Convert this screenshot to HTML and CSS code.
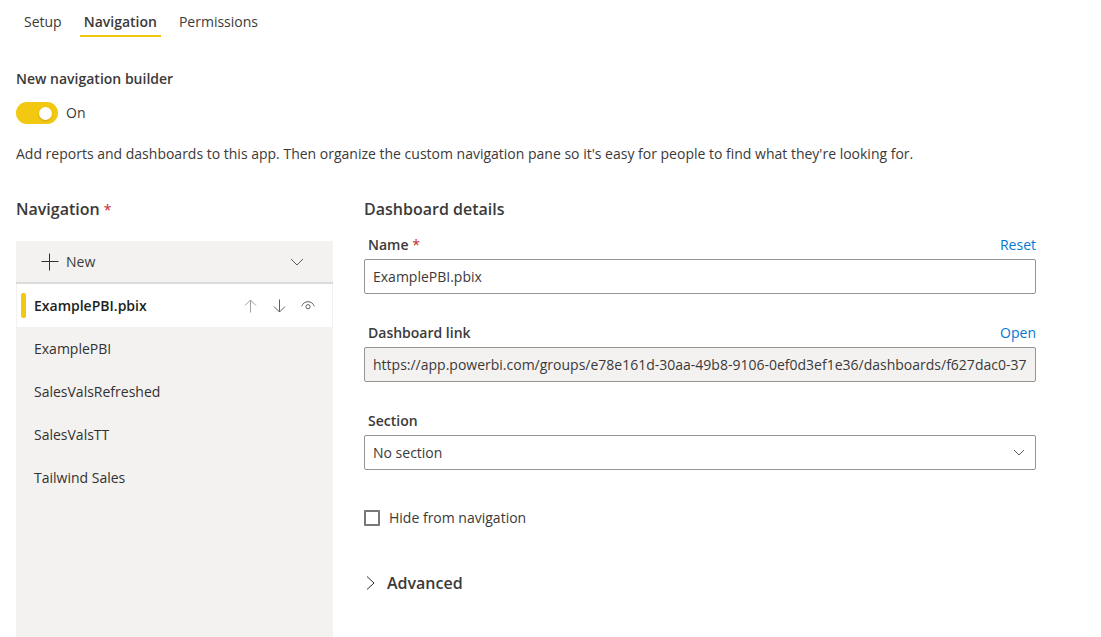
FILE: index.html
```html
<!DOCTYPE html>
<html lang="en">
<head>
<meta charset="utf-8">
<meta name="viewport" content="width=device-width, initial-scale=1">
<title>App navigation</title>
<link rel="stylesheet" href="styles.css">
</head>
<body>
<main class="page">
  <nav class="tabs" aria-label="App settings">
    <button class="tab" type="button">Setup</button>
    <button class="tab tab-active" type="button" aria-current="page">Navigation</button>
    <button class="tab" type="button">Permissions</button>
  </nav>

  <section class="builder">
    <label class="builder-title" for="builder-toggle">New navigation builder</label>
    <div class="toggle-row">
      <input class="toggle" id="builder-toggle" type="checkbox" role="switch" checked>
      <span>On</span>
    </div>
    <p class="intro">Add reports and dashboards to this app. Then organize the custom navigation pane so it's easy for people to find what they're looking for.</p>
  </section>

  <div class="columns">
    <section class="nav-column">
      <h2 class="heading">Navigation <span class="required">*</span></h2>
      <div class="panel">
        <button class="new-button" type="button">
          <svg class="plus" width="18" height="18" viewBox="0 0 18 18" aria-hidden="true"><path d="M8.5 0.5v17M0.5 8.5h17"/></svg>
          <span class="new-text">New</span>
          <svg class="chevron" width="14" height="8" viewBox="0 0 14 8" aria-hidden="true"><path d="M1 1l6 6 6-6"/></svg>
        </button>
        <ul class="items">
          <li class="item item-selected">
            <span class="marker"></span>
            <button class="item-name" type="button">ExamplePBI.pbix</button>
            <button class="icon-button" type="button" aria-label="Move up" disabled>
              <svg class="icon-muted" width="14" height="14" viewBox="0 0 14 14"><path d="M7.5 13.5V1M2 6.5L7.5 1 13 6.5"/></svg>
            </button>
            <button class="icon-button" type="button" aria-label="Move down">
              <svg width="14" height="14" viewBox="0 0 14 14"><path d="M7.5 0.5V13M2 7.500L7.5 13 13 7.500"/></svg>
            </button>
            <button class="icon-button" type="button" aria-label="Hide">
              <svg width="14" height="14" viewBox="0 0 14 14"><path d="M0.7 7.200C1.800 4.300 4.200 2.700 7 2.700s5.200 1.600 6.300 4.500"/><circle cx="7" cy="7.700" r="2.100"/></svg>
            </button>
          </li>
          <li class="item"><button class="item-name" type="button">ExamplePBI</button></li>
          <li class="item"><button class="item-name" type="button">SalesValsRefreshed</button></li>
          <li class="item"><button class="item-name" type="button">SalesValsTT</button></li>
          <li class="item"><button class="item-name" type="button">Tailwind Sales</button></li>
        </ul>
      </div>
    </section>

    <form class="details">
      <h2 class="heading">Dashboard details</h2>
      <div class="field">
        <div class="field-head">
          <label for="name">Name <span class="required">*</span></label>
          <a class="link" href="#reset">Reset</a>
        </div>
        <input class="control" id="name" type="text" value="ExamplePBI.pbix">
      </div>
      <div class="field">
        <div class="field-head">
          <label for="link">Dashboard link</label>
          <a class="link" href="#open">Open</a>
        </div>
        <input class="control control-readonly" id="link" type="text" readonly value="https://app.powerbi.com/groups/e78e161d-30aa-49b8-9106-0ef0d3ef1e36/dashboards/f627dac0-37b2">
      </div>
      <div class="field">
        <div class="field-head"><label for="section">Section</label></div>
        <div class="select-wrap">
          <select class="control" id="section"><option>No section</option></select>
          <svg class="select-chevron" width="12" height="7" viewBox="0 0 12 7" aria-hidden="true"><path d="M1 1l5 5 5-5"/></svg>
        </div>
      </div>
      <div class="check-row">
        <input class="check" id="hide" type="checkbox">
        <label for="hide">Hide from navigation</label>
      </div>
      <button class="advanced" type="button">
        <svg width="9" height="16" viewBox="0 0 9 16" aria-hidden="true"><path class="advanced-arrow" d="M1 1.500l7 6.500-7 6.500"/></svg>
        Advanced
      </button>
    </form>
  </div>
</main>
</body>
</html>
```
FILE: styles.css
```css
* {
  box-sizing: border-box;
}

body {
  margin: 0;
  background: #fff;
  color: #3b3a39;
  font: 14px/20px "Open Sans", "Noto Sans", sans-serif;
}

button,
input,
select {
  margin: 0;
  border: 0;
  padding: 0;
  background: none;
  color: inherit;
  font: inherit;
}

svg {
  flex: none;
  fill: none;
  stroke: #605e5c;
  stroke-width: 1;
}

.page {
  display: flex;
  flex-direction: column;
  min-height: 100vh;
  padding: 12px 65px 0 16px;
}

.tabs {
  display: flex;
  gap: 14px;
  padding-left: 4px;
}

.tab {
  padding: 0 4px 3px;
  border-bottom: 2px solid transparent;
}

.tab-active {
  border-color: #f2c811;
  font-weight: 600;
}

.builder {
  padding-top: 32px;
}

.builder-title {
  display: block;
  font-weight: 600;
}

.toggle-row {
  display: flex;
  align-items: center;
  gap: 8px;
  height: 22px;
  margin-top: 13px;
}

.toggle {
  display: flex;
  align-items: center;
  justify-content: flex-end;
  width: 42px;
  height: 22px;
  padding-right: 6px;
  border-radius: 11px;
  background: #f2c811;
  appearance: none;
}

.toggle::before {
  width: 13px;
  height: 13px;
  border-radius: 50%;
  background: #fff;
  box-shadow: 0 1px 2px #8a720866;
  content: "";
}

.toggle:not(:checked) {
  justify-content: flex-start;
  padding-left: 6px;
  background: #8a8886;
}

.intro {
  margin: 20px 0 0;
}

.columns {
  display: flex;
  flex: 1;
  gap: 31px;
  padding-top: 35px;
}

.nav-column {
  display: flex;
  flex: 0 0 317px;
  flex-direction: column;
}

.heading {
  margin: 0;
  font-size: 16px;
  font-weight: 600;
  line-height: 20px;
}

.required {
  color: #c4262e;
  font-size: 14px;
  font-weight: 400;
}

.panel {
  flex: 1;
  margin-top: 21px;
  background: #f3f2f1;
}

.new-button {
  display: flex;
  align-items: center;
  width: 100%;
  height: 43px;
  padding: 0 29px 0 25px;
  border-bottom: 2px solid #dddbd9;
  text-align: left;
}

.plus {
  stroke: #323130;
}

.new-text {
  flex: 1;
  padding-left: 7px;
}

.items {
  margin: 0;
  padding: 0 1px;
  list-style: none;
}

.item {
  display: flex;
  align-items: center;
  height: 43px;
  padding: 0 17px;
  color: #323130;
}

.item-selected {
  padding-left: 4px;
  background: #fff;
  color: #201f1e;
  font-weight: 600;
}

.marker {
  width: 5px;
  height: 25px;
  margin-right: 8px;
  border-radius: 2px;
  background: #f2c811;
}

.item-name {
  flex: 1;
  text-align: left;
}

.icon-button {
  display: flex;
  margin-left: 15px;
}

.icon-muted {
  stroke: #a19f9d;
}

.details {
  flex: 1;
  min-width: 0;
}

.field {
  padding-top: 16px;
}

.field + .field {
  padding-top: 29px;
}

.field-head {
  display: flex;
  justify-content: space-between;
  padding: 0 0 4px 4px;
  font-weight: 600;
}

.link {
  color: #0078d4;
  font-weight: 400;
  text-decoration: none;
}

.control {
  display: block;
  width: 100%;
  height: 35px;
  padding: 0 8px;
  border: 1px solid #979593;
  border-radius: 2px;
  background: #fff;
}

.control-readonly {
  background: #f3f2f1;
}

.select-wrap {
  display: grid;
  align-items: center;
}

.select-wrap > * {
  grid-area: 1 / 1;
}

.select-wrap select {
  appearance: none;
}

.select-chevron {
  justify-self: end;
  margin-right: 11px;
  pointer-events: none;
}

.check-row {
  display: flex;
  align-items: center;
  gap: 9px;
  padding-top: 38px;
}

.check {
  width: 16px;
  height: 16px;
  border: 2px solid #797775;
  border-radius: 1px;
  appearance: none;
}

.check:checked {
  background: #f2c811;
}

.advanced {
  display: flex;
  align-items: center;
  gap: 12px;
  margin-top: 45px;
  padding-left: 2px;
  font-size: 16px;
  font-weight: 600;
  line-height: 20px;
}

.advanced-arrow {
  stroke: #323130;
}
```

===

* [WHAT TO PRODUCE]:
Say how many lines of the data include the word "this". Respond with the number alone.

* [WRITTEN REPLY]:
2